_EXERCISE DIRECTIONS:_
Go through the listing and return every line with "React" in it.

_DATA SUPPLIED:_
______
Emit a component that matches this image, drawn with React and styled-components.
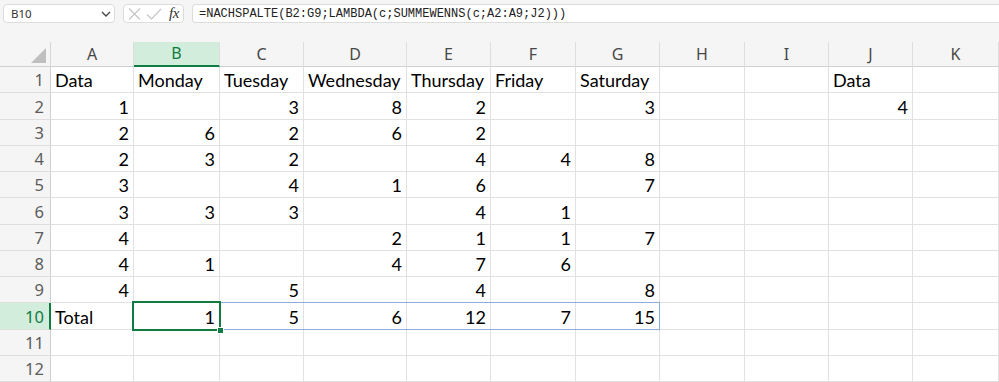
______
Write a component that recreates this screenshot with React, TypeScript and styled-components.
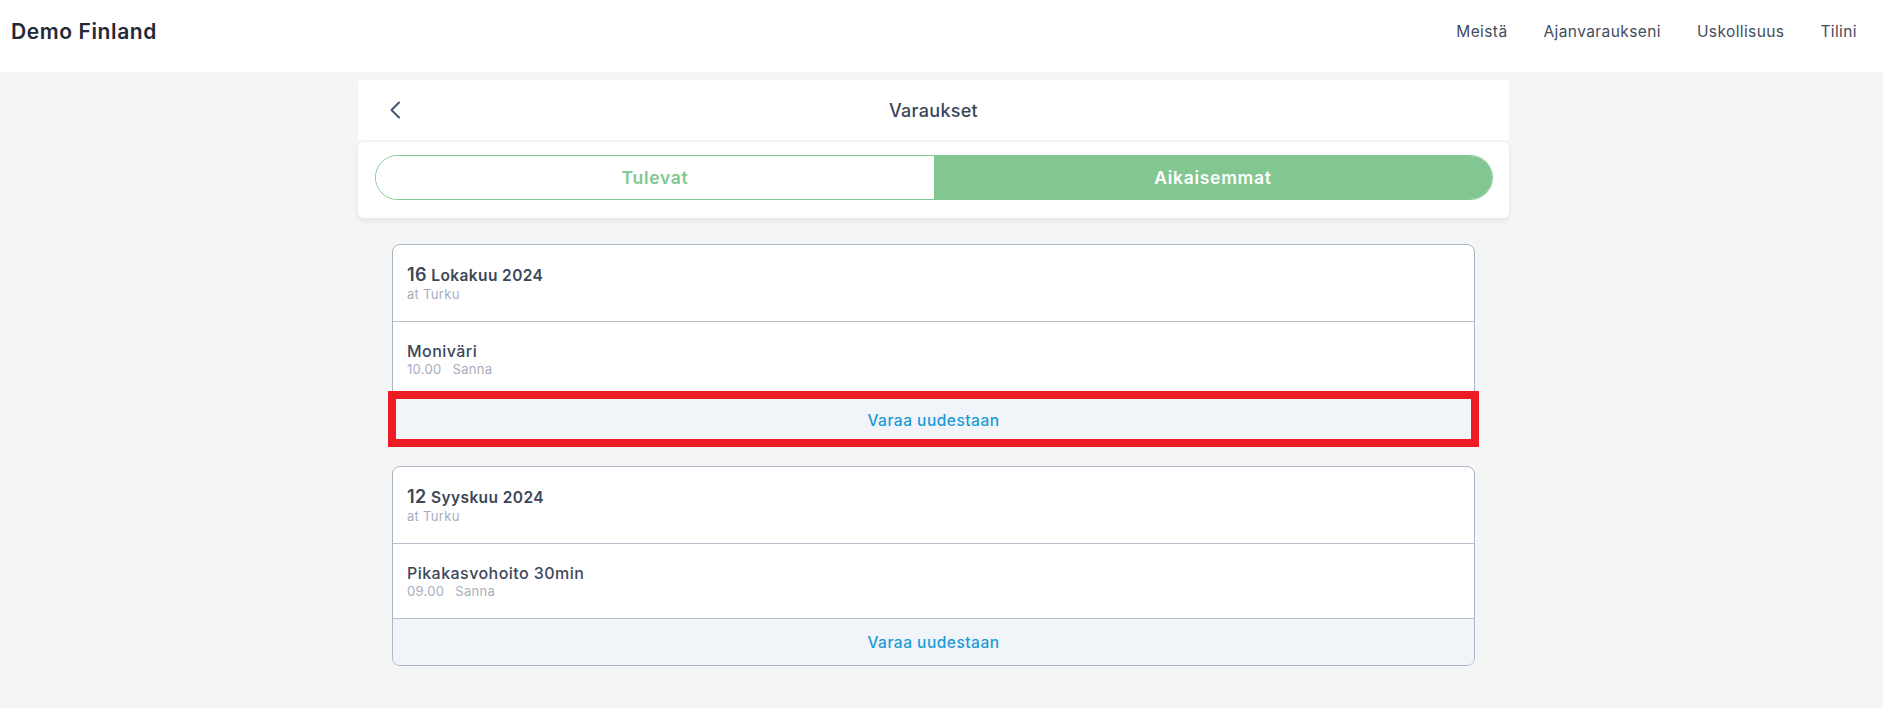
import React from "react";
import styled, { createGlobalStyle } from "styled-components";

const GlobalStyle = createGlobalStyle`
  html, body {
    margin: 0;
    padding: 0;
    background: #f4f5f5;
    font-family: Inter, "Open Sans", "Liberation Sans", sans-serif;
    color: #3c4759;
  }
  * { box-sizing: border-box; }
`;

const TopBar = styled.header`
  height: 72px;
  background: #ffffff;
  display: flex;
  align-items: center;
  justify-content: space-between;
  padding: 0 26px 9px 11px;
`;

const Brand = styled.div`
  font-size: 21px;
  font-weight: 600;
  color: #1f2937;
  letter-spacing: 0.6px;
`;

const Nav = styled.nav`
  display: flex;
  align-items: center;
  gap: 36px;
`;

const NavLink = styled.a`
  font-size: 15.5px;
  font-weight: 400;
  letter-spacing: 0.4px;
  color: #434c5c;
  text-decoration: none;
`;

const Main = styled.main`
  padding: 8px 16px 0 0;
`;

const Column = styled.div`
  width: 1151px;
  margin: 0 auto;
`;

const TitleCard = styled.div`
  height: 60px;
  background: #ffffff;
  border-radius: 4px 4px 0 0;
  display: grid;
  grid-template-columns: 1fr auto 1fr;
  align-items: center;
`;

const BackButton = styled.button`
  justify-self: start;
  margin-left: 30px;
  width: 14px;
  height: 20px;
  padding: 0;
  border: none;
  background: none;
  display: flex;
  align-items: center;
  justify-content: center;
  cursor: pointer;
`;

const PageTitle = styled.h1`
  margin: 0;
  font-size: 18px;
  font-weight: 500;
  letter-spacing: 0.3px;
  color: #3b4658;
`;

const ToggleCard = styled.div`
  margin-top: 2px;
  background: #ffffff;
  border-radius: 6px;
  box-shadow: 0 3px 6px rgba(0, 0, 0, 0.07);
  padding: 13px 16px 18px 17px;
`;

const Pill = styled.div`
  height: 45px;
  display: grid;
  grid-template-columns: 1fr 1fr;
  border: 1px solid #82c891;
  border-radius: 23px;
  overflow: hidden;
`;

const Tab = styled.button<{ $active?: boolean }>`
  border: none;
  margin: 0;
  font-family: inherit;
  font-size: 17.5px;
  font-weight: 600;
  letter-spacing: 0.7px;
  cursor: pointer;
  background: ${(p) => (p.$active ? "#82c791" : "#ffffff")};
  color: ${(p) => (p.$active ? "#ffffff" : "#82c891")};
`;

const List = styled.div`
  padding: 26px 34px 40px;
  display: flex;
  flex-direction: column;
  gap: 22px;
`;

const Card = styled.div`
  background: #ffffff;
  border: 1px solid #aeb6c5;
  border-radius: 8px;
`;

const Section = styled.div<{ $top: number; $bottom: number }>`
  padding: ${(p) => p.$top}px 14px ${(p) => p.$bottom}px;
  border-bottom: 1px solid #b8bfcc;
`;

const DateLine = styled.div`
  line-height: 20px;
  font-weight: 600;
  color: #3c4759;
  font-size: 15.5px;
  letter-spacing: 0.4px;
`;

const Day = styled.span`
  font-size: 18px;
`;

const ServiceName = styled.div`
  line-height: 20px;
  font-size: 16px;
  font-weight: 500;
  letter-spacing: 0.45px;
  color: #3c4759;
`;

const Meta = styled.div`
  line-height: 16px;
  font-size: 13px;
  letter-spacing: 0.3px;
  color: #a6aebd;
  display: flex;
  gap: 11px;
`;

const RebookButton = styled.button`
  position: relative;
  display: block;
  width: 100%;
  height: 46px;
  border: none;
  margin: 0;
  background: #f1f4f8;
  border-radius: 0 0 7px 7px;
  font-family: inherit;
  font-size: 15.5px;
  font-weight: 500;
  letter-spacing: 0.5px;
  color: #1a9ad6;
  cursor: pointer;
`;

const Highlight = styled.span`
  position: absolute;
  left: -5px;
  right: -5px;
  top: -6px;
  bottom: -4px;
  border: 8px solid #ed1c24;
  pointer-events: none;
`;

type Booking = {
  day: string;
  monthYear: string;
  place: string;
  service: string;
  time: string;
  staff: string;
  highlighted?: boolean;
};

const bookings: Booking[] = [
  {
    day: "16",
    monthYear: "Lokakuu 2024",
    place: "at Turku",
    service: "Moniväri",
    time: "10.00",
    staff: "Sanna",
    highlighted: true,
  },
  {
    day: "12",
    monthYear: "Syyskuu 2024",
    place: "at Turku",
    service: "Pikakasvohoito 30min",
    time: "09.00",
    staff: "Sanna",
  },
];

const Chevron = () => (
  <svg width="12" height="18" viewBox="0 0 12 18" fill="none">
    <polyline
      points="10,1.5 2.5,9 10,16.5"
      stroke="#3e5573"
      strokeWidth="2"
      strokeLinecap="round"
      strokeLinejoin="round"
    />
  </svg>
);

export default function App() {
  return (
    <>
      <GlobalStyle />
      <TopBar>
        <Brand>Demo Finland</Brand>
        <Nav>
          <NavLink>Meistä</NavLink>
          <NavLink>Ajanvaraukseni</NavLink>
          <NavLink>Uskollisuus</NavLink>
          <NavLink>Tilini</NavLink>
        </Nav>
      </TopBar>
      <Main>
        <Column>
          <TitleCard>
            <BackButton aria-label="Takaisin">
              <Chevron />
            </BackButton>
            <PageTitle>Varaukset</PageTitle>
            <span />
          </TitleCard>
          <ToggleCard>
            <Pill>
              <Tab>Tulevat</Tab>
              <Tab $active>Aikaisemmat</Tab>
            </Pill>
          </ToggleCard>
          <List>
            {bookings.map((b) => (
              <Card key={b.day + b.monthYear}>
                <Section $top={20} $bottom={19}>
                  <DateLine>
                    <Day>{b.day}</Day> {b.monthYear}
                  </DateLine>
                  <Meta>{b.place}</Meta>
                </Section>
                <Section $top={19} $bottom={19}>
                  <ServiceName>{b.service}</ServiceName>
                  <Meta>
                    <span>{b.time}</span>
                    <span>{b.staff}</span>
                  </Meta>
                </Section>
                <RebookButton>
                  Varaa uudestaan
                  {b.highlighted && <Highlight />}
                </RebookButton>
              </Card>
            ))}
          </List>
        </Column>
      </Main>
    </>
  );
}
______
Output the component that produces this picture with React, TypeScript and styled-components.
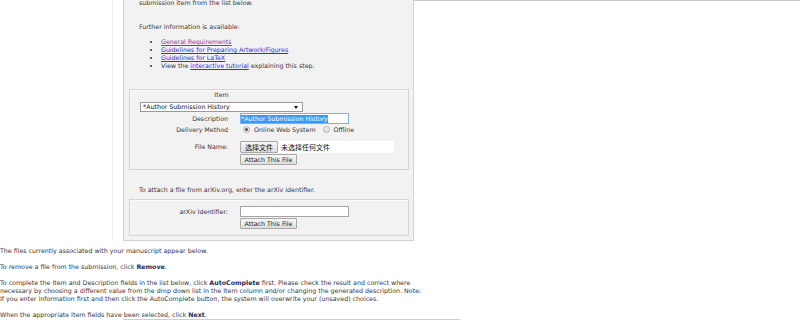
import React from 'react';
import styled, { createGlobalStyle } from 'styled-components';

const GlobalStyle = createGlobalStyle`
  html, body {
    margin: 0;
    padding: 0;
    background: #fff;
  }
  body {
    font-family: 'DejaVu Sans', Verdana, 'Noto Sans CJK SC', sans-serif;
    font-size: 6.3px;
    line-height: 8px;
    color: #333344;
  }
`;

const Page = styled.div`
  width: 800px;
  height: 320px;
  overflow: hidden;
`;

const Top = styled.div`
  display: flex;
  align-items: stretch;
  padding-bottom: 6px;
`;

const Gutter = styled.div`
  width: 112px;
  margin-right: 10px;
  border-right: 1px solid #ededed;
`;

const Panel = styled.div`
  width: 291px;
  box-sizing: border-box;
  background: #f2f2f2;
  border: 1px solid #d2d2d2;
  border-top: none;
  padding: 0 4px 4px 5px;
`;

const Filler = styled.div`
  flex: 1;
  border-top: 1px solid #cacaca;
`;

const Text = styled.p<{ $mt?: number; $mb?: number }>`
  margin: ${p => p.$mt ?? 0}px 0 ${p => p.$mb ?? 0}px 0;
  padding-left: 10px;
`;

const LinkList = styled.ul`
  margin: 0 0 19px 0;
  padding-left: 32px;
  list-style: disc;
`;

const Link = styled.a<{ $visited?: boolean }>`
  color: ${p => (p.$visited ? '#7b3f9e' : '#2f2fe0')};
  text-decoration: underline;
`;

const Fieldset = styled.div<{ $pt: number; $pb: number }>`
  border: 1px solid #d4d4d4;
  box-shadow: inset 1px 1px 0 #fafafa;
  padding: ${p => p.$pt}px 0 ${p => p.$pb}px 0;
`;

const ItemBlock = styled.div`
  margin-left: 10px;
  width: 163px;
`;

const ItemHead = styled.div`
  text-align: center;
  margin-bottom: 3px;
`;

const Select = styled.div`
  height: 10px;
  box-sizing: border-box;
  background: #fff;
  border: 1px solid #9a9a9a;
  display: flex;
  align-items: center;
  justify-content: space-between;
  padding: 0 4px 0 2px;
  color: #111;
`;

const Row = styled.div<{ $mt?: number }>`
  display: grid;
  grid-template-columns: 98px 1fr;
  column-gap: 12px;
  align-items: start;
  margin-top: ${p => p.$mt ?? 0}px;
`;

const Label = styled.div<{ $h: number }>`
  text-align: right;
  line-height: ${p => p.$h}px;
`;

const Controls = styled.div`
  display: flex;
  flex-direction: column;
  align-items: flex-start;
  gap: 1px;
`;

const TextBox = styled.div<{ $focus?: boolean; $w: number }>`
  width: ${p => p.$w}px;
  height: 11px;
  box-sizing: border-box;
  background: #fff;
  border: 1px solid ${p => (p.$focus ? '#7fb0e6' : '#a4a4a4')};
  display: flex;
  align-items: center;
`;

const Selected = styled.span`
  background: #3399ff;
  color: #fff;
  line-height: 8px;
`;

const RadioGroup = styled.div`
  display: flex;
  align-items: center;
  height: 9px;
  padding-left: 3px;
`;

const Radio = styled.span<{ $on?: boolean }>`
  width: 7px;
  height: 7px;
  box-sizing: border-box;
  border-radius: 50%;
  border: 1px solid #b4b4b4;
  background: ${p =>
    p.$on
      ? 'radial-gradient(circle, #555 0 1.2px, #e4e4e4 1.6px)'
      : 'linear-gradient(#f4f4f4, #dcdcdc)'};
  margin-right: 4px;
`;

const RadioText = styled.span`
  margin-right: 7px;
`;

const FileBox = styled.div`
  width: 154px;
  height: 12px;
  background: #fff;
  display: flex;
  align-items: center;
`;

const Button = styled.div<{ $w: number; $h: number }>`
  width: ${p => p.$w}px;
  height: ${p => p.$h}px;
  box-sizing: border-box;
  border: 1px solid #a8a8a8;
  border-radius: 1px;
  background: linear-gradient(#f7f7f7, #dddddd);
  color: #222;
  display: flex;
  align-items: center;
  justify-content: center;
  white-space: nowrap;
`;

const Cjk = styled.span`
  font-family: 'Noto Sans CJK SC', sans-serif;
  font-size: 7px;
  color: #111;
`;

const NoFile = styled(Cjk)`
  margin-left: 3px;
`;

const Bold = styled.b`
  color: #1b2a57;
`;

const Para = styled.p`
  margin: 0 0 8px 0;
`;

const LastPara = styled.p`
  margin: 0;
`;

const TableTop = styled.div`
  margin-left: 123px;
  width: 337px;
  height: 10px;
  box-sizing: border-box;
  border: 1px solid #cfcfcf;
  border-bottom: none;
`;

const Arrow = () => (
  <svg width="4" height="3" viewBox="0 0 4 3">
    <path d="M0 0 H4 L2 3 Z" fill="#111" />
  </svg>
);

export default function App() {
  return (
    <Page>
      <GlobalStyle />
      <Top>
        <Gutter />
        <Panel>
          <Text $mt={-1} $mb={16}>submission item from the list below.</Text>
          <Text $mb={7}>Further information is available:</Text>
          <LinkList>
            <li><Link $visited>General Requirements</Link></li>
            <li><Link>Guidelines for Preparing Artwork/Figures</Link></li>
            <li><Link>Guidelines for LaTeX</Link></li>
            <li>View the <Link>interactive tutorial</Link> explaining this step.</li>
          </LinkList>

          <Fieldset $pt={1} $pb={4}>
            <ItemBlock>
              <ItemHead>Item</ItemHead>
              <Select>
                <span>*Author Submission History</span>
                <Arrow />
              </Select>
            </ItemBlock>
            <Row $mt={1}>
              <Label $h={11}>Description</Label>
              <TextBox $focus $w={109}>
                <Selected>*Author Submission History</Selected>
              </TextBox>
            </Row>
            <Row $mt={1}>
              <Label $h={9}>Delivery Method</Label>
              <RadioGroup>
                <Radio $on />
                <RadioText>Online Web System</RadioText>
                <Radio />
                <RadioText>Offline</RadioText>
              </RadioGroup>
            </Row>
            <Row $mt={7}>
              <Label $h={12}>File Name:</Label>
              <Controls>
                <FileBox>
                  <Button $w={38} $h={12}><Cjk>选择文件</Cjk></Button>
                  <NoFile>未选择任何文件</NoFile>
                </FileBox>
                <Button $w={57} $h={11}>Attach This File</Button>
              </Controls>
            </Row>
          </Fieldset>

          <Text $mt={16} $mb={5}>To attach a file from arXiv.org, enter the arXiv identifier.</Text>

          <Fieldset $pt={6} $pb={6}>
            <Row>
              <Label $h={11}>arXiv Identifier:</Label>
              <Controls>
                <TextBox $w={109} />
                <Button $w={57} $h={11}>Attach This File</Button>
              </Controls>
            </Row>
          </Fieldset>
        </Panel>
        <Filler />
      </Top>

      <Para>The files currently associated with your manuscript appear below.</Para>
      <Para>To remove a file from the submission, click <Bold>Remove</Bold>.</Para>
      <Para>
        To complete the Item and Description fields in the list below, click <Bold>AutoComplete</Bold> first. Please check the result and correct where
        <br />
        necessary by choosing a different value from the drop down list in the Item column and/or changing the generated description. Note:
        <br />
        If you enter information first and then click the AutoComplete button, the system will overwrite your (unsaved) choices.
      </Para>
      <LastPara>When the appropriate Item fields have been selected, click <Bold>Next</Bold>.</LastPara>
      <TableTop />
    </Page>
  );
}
______
_FINAL RESULT:_
Emit a component that matches this image, drawn with React and styled-components.
Write a component that recreates this screenshot with React, TypeScript and styled-components.
import React from "react";
Output the component that produces this picture with React, TypeScript and styled-components.
import React from 'react';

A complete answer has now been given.